Parliament of New South Wales
- Long title An Act to provide for the protection and care of aborigines; to repeal the Supply of Liquors to Aborigines Prevention Act; to amend the Vagrancy Act, 1902, and the Police Offences (Amendment) Act, 1908; and for purposes consequent thereon or incidental thereto. ;
- Citation: Act No. 25, 1909
- Royal assent: 20 December 1909

Repeals
- Supply of Liquors to Aborigines Prevention Act 1867

Repealed by
- Aborigines Act 1969

= Aborigines Protection Act 1909 =

New South Wales legislation, repealed

The Aborigines Protection Act 1909 (NSW) was an Act of the Parliament of New South Wales that repealed the Supply of Liquors to Aborigines Prevention Act 1867, with the aim of providing for the paternalistic protection and care of Aboriginal people in New South Wales. The originating bill was introduced to Parliament in the same year it was enacted, and was the first piece of legislation that dealt specifically with Aboriginals in the State.
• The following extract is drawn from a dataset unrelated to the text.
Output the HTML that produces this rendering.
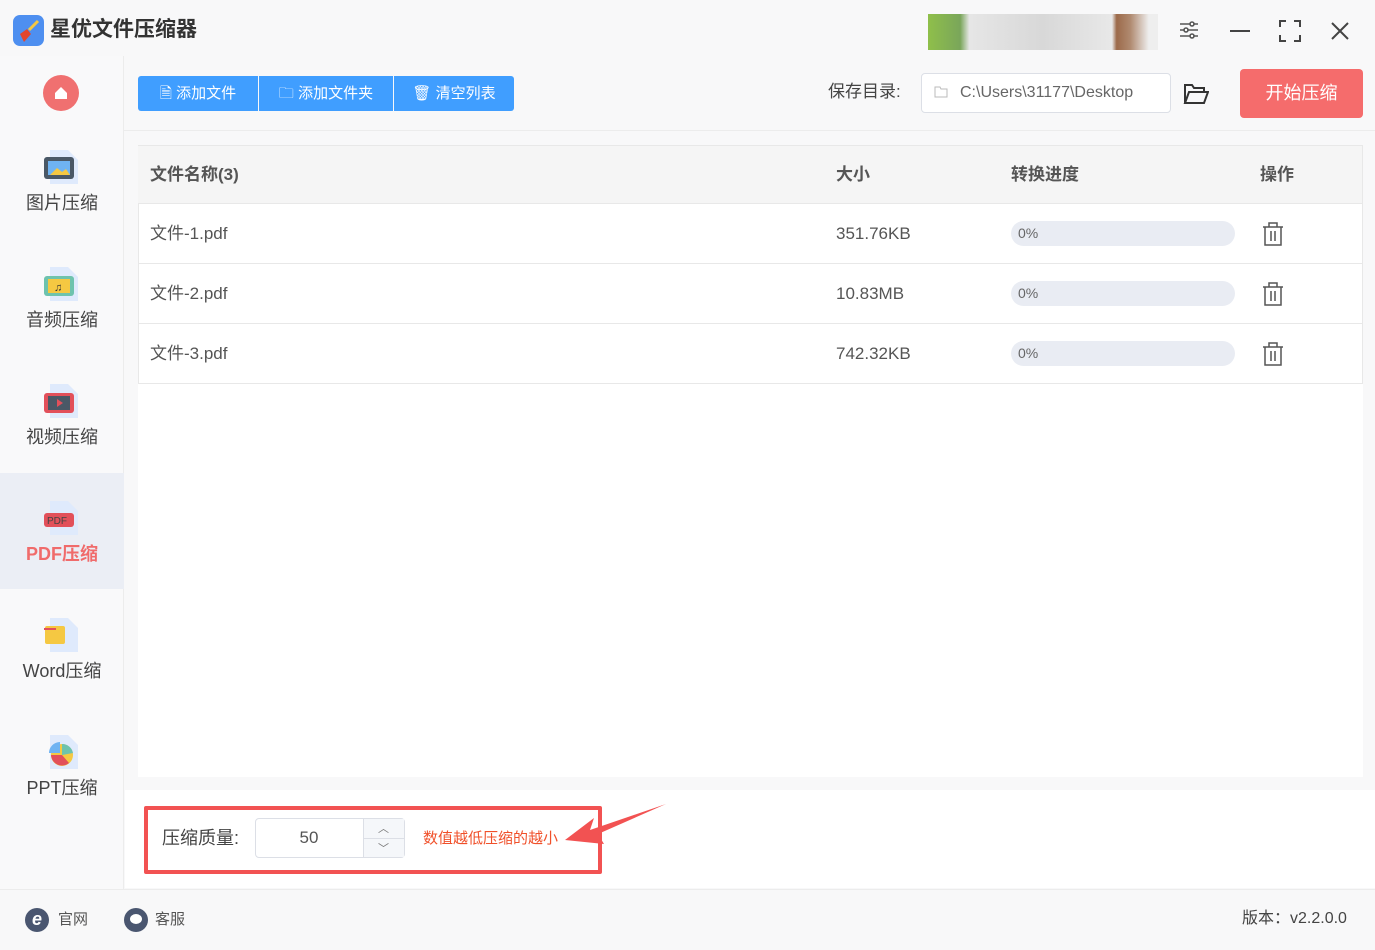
<!DOCTYPE html>
<html><head><meta charset="utf-8"><style>
*{margin:0;padding:0;box-sizing:border-box}
body{width:1375px;height:950px;overflow:hidden;background:#f8f8f9;font-family:"Liberation Sans","Noto Sans CJK SC",sans-serif;color:#333;position:relative}
.abs{position:absolute}
.side{left:0;top:56px;width:124px;height:834px;border-right:1px solid #ececec;background:#f9f9fa}
.nav{position:absolute;left:0;width:124px;height:116px;text-align:center;font-size:18px;color:#444}
.nav .lbl{position:absolute;left:0;right:0;top:67px;line-height:20px}
.ic{position:absolute;left:42px;top:22px;width:38px;height:38px}
.btn{top:76px;height:35px;background:#409eff;color:#fff;font-size:15px;line-height:35px;text-align:center}
.row{position:absolute;left:138px;width:1224px;height:60px;border-bottom:1px solid #e8e8e8;font-size:17px;color:#555}
.row span{position:absolute;top:20px;line-height:20px}
.bar{position:absolute;left:873px;top:17px;width:224px;height:25px;border-radius:13px;background:#e9ecf3;font-size:14px;color:#666;line-height:25px;padding-left:7px}
.trash{position:absolute;left:1124px;top:18px}
</style></head><body>
<div class="abs" style="left:13px;top:15px;width:31px;height:31px;border-radius:7px;background:#4e8ff0"></div>
<svg class="abs" style="left:15px;top:17px" width="28" height="28"><path d="M5 17 L12 12 L16 17 L9 25 Z" fill="#e2462f"/><path d="M14 13 L23 4" stroke="#f5c842" stroke-width="3"/></svg>
<div class="abs" style="left:50px;top:18px;font-size:21px;font-weight:bold;color:#333;line-height:24px">星优文件压缩器</div>
<div class="abs" style="left:928px;top:14px;width:230px;height:36px;background:linear-gradient(90deg,#8fbf4a 0,#7aa65a 14%,#e6e6e6 18%,#d8d8d8 50%,#e8e8e8 80%,#9c6a4a 82%,#b08a70 88%,#eee 96%)"></div>
<svg class="abs" style="left:1178px;top:19px" width="22" height="22" stroke="#555" stroke-width="1.6" fill="none"><path d="M2 5h18M2 11h18M2 17h18"/><circle cx="14" cy="5" r="2" fill="#fff"/><circle cx="8" cy="11" r="2" fill="#fff"/><circle cx="14" cy="17" r="2" fill="#fff"/></svg>
<div class="abs" style="left:1230px;top:30px;width:20px;height:2px;background:#444"></div>
<svg class="abs" style="left:1279px;top:20px" width="22" height="22" stroke="#444" stroke-width="2" fill="none"><path d="M1 7V1h6M15 1h6v6M21 15v6h-6M7 21H1v-6"/></svg>
<svg class="abs" style="left:1331px;top:22px" width="18" height="18" stroke="#444" stroke-width="2"><path d="M1 1l16 16M17 1L1 17"/></svg>
<div class="abs side">
<div class="abs" style="left:43px;top:19px;width:36px;height:36px;border-radius:50%;background:#f07070"></div>
<svg class="abs" style="left:54px;top:30px" width="14" height="14"><path d="M1 7L7 1l6 6v6H1z" fill="#fff"/></svg>
<div class="nav" style="top:70px"><svg class="ic"><path d="M8 2h18l10 10v24H8z" fill="#dfeafc"/><rect x="2" y="9" width="30" height="22" rx="3" fill="#4a5866"/><rect x="6" y="13" width="22" height="14" fill="#6fb3f2"/><path d="M8 27l7-7 5 4 4-3 4 6z" fill="#f5c842"/></svg><div class="lbl">图片压缩</div></div>
<div class="nav" style="top:187px"><svg class="ic"><path d="M8 2h18l10 10v24H8z" fill="#dfeafc"/><rect x="2" y="11" width="30" height="20" rx="3" fill="#6ec3ad"/><rect x="6" y="14" width="22" height="14" fill="#f5c842"/><text x="12" y="26" font-size="11" fill="#333">♫</text></svg><div class="lbl">音频压缩</div></div>
<div class="nav" style="top:304px"><svg class="ic"><path d="M8 2h18l10 10v24H8z" fill="#dfeafc"/><rect x="2" y="11" width="30" height="20" rx="3" fill="#e2505a"/><rect x="6" y="14" width="22" height="14" fill="#4a5866"/><path d="M15 17l6 4-6 4z" fill="#e2505a"/></svg><div class="lbl">视频压缩</div></div>
<div class="abs" style="left:0;top:417px;width:124px;height:116px;background:#ebeef5"></div>
<div class="nav" style="top:421px"><svg class="ic"><path d="M8 2h18l10 10v24H8z" fill="#dfeafc"/><rect x="2" y="14" width="30" height="14" rx="3" fill="#e2505a"/><text x="5" y="25" font-size="10" fill="#444">PDF</text></svg><div class="lbl" style="color:#f06b6b;font-weight:bold">PDF压缩</div></div>
<div class="nav" style="top:538px"><svg class="ic"><path d="M8 2h18l10 10v24H8z" fill="#dfeafc"/><rect x="3" y="10" width="20" height="18" rx="2" fill="#f5c842"/><path d="M2 13h12" stroke="#e2505a" stroke-width="2"/></svg><div class="lbl">Word压缩</div></div>
<div class="nav" style="top:655px"><svg class="ic"><path d="M8 2h18l10 10v24H8z" fill="#dfeafc"/><circle cx="20" cy="22" r="11" fill="#f5c842"/><path d="M20 22L9 22A11 11 0 0 0 27 30z" fill="#e2505a"/><path d="M20 22V11A11 11 0 0 1 31 20z" fill="#6ec3ad"/><path d="M18 20H7A11 11 0 0 1 18 9z" fill="#6fb3f2"/></svg><div class="lbl">PPT压缩</div></div>
</div>
<div class="abs btn" style="left:138px;width:120px;border-radius:3px 0 0 3px">🗎 添加文件</div>
<div class="abs btn" style="left:259px;width:134px">🗀 添加文件夹</div>
<div class="abs btn" style="left:394px;width:120px;border-radius:0 3px 3px 0">🗑 清空列表</div>
<div class="abs" style="left:124px;top:130px;width:1251px;height:1px;background:#ececec"></div>
<div class="abs" style="left:828px;top:82px;font-size:17px;color:#444;line-height:20px">保存目录:</div>
<div class="abs" style="left:921px;top:73px;width:250px;height:40px;border:1px solid #dcdfe6;border-radius:4px;background:#fff;font-size:16px;color:#666;line-height:38px;padding-left:38px">C:\Users\31177\Desktop</div>
<svg class="abs" style="left:934px;top:86px" width="14" height="12" stroke="#bbb" fill="none"><path d="M1 1h5l1 2h6v8H1z"/></svg>
<svg class="abs" style="left:1183px;top:83px" width="26" height="22" stroke="#333" stroke-width="2" fill="none"><path d="M2 20V2h7l2 3h10v4M2 20l4-11h19l-4 11z"/></svg>
<div class="abs" style="left:1240px;top:69px;width:123px;height:49px;background:#f56c6c;border-radius:4px;color:#fff;font-size:18px;text-align:center;line-height:49px">开始压缩</div>
<div class="abs" style="left:138px;top:145px;width:1225px;height:632px;background:#fff"></div>
<div class="abs" style="left:138px;top:145px;width:1225px;height:239px;border:1px solid #e8e8e8"></div>
<div class="row" style="top:146px;background:#f5f5f5;font-weight:bold;color:#555;height:58px">
<span style="left:12px;top:19px">文件名称(3)</span><span style="left:698px;top:19px">大小</span><span style="left:873px;top:19px">转换进度</span><span style="left:1122px;top:19px">操作</span></div>
<div class="abs" style="left:138px;top:203px;width:1225px;height:1px;background:#e8e8e8"></div>
<div class="row" style="top:204px"><span style="left:12px">文件-1.pdf</span><span style="left:698px">351.76KB</span><div class="bar">0%</div><svg class="trash" width="22" height="24" stroke="#555" stroke-width="1.5" fill="none"><path d="M1 5h20M7 5V1h8v4M3 5v18h16V5M9 9v10M13 9v10"/></svg></div>
<div class="row" style="top:264px"><span style="left:12px">文件-2.pdf</span><span style="left:698px">10.83MB</span><div class="bar">0%</div><svg class="trash" width="22" height="24" stroke="#555" stroke-width="1.5" fill="none"><path d="M1 5h20M7 5V1h8v4M3 5v18h16V5M9 9v10M13 9v10"/></svg></div>
<div class="row" style="top:324px"><span style="left:12px">文件-3.pdf</span><span style="left:698px">742.32KB</span><div class="bar">0%</div><svg class="trash" width="22" height="24" stroke="#555" stroke-width="1.5" fill="none"><path d="M1 5h20M7 5V1h8v4M3 5v18h16V5M9 9v10M13 9v10"/></svg></div>
<div class="abs" style="left:125px;top:790px;width:1250px;height:98px;background:#fff"></div>
<div class="abs" style="left:144px;top:806px;width:458px;height:68px;border:4px solid #f25252;border-radius:2px"></div>
<div class="abs" style="left:162px;top:828px;font-size:18px;color:#444;line-height:20px">压缩质量:</div>
<div class="abs" style="left:255px;top:818px;width:150px;height:40px;border:1px solid #dcdfe6;border-radius:4px;background:#fff"></div>
<div class="abs" style="left:255px;top:828px;width:108px;text-align:center;font-size:17px;color:#555;line-height:20px">50</div>
<div class="abs" style="left:363px;top:819px;width:41px;height:38px;background:#f5f7fa;border-left:1px solid #dcdfe6"></div>
<div class="abs" style="left:363px;top:838px;width:41px;height:1px;background:#dcdfe6"></div>
<div class="abs" style="left:378px;top:820px;font-size:11px;color:#777">︿</div>
<div class="abs" style="left:378px;top:840px;font-size:11px;color:#777">﹀</div>
<div class="abs" style="left:423px;top:830px;font-size:15px;color:#f0502a;line-height:18px">数值越低压缩的越小</div>
<svg class="abs" style="left:530px;top:800px" width="140" height="50"><path d="M136 4L60 30L64 18L35 40L74 44L68 34Z" fill="#f25252"/></svg>
<div class="abs" style="left:0;top:889px;width:1375px;height:1px;background:#ececec"></div>
<div class="abs" style="left:25px;top:908px;width:24px;height:24px;border-radius:50%;background:#4a5670;color:#fff;font-size:18px;font-style:italic;font-weight:bold;text-align:center;line-height:23px">e</div>
<div class="abs" style="left:58px;top:911px;font-size:15px;color:#555;line-height:18px">官网</div>
<div class="abs" style="left:124px;top:908px;width:24px;height:24px;border-radius:50%;background:#4a5670"></div>
<div class="abs" style="left:130px;top:914px;width:12px;height:10px;border-radius:50%;background:#fff"></div>
<div class="abs" style="left:155px;top:911px;font-size:15px;color:#555;line-height:18px">客服</div>
<div class="abs" style="left:1242px;top:910px;font-size:16px;color:#444;line-height:18px">版本：v2.2.0.0</div>
</body></html>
The Act gave the States' Aboriginal Protection Board control of the Aboriginal reserves in New South Wales, and those that occupied them. Amendments to the Act later gave the Aborigines Protection Board in New South Wales broad powers to remove Aboriginal children from their families, resulting in the Stolen Generations. In 1969, the Act was finally repealed by the Aborigines Act 1969.

== The Act ==
It repealed the Supply of Liquors to Aborigines Prevention Act 1867, amended the Vagrancy Act 1902, and the Police Offences (Amendment) Act 1908 with the aim to provide for the protection and care of Aboriginal people in New South Wales.

The Act gave the Board for the Protection of Aborigines control of the Aboriginal reserves in New South Wales, and the lives of the Aboriginal people who lived on these reserves. The Act applied to all Aboriginal people but contained particular provisions for children.

== Amendments ==
In 1915, an amendment to the Act gave the Aborigines Protection Board the power to remove any Aboriginal child from their family at any time and for any reason.“The Board may assume full control and custody of the child of any aborigine, if after due inquiry it is satisfied that such a course is in the interest of the moral and physical welfare of such child. The Board may thereupon remove such child to such control and care as it thinks best.” Section 13A, Aborigines Protection Amending Act 1915This amended section led numerous removals and directly resulted in the Stolen Generations. The Aborigines Protection Act 1909 was further amended in 1918, 1936, 1940, 1943 and 1964.
=== Repeal ===
The Aborigines Protection Act 1909 was repealed in 1969 by the Aborigines Act 1969; however the legacy of the legislation affected many Aboriginal families and members of the Stolen Generations in New South Wales.